Saturday, October 17, 2009

an old memory

I still love you. But that’s not the point now is it?
The sentences were yelling at my face as I became more and more captivated by the Japanese-translated novel that was gripped in my hands. The book was a gift given by an old flame during his skiing holiday in Japan. Ironically, the story line seemed all too familiar to me.

Tick, tock, tick, tock.

5. 45 pm. The clock displayed.
Fifteen minutes left. I sighed heavily as I recalled the conversation he and I had just earlier that afternoon.

“ So what’s your answer?”
“ Um, I’m out right now. Can we talk about this some other time?”
“ Okay…But have you thought about it?”
“ No. I still need some time.”
“ How much time do you need?”
“ Two days max but I promise to call you today.”
“ Alright. What time?”
“ Uh, 6?
“ That’s late. I can’t wait that long.”

“ Then don’t wait for me!”

I don’t know if I was being naïve but that sounded like such an easy task to do. But once it came out of my mouth, I realized what injustice I’d given him.
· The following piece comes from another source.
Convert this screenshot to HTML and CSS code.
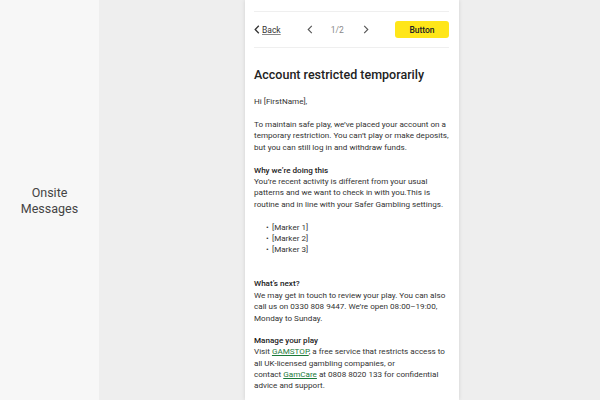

He sounded forlorn and desperate whilst there I was, having lunch and some flirty banter with some mates out in the sunny weather, sounding amused rather than regret. I cant say that I didn’t feel bad. Admittedly, as a person who is strongly against polygamy, it was wrong of me to do it. But it was an impulse. A spur of the moment. A firing pleasure so satisfying that gets soaked by guilt and regret once it reaches its peak. And once it dies, the sticks begin to recollect themselves once more, repeating the beautiful but depraved occurrence again.
6pm. I took a long sip of green tea for the last time, savouring its light and delicate taste in my mouth and finally got out of my room.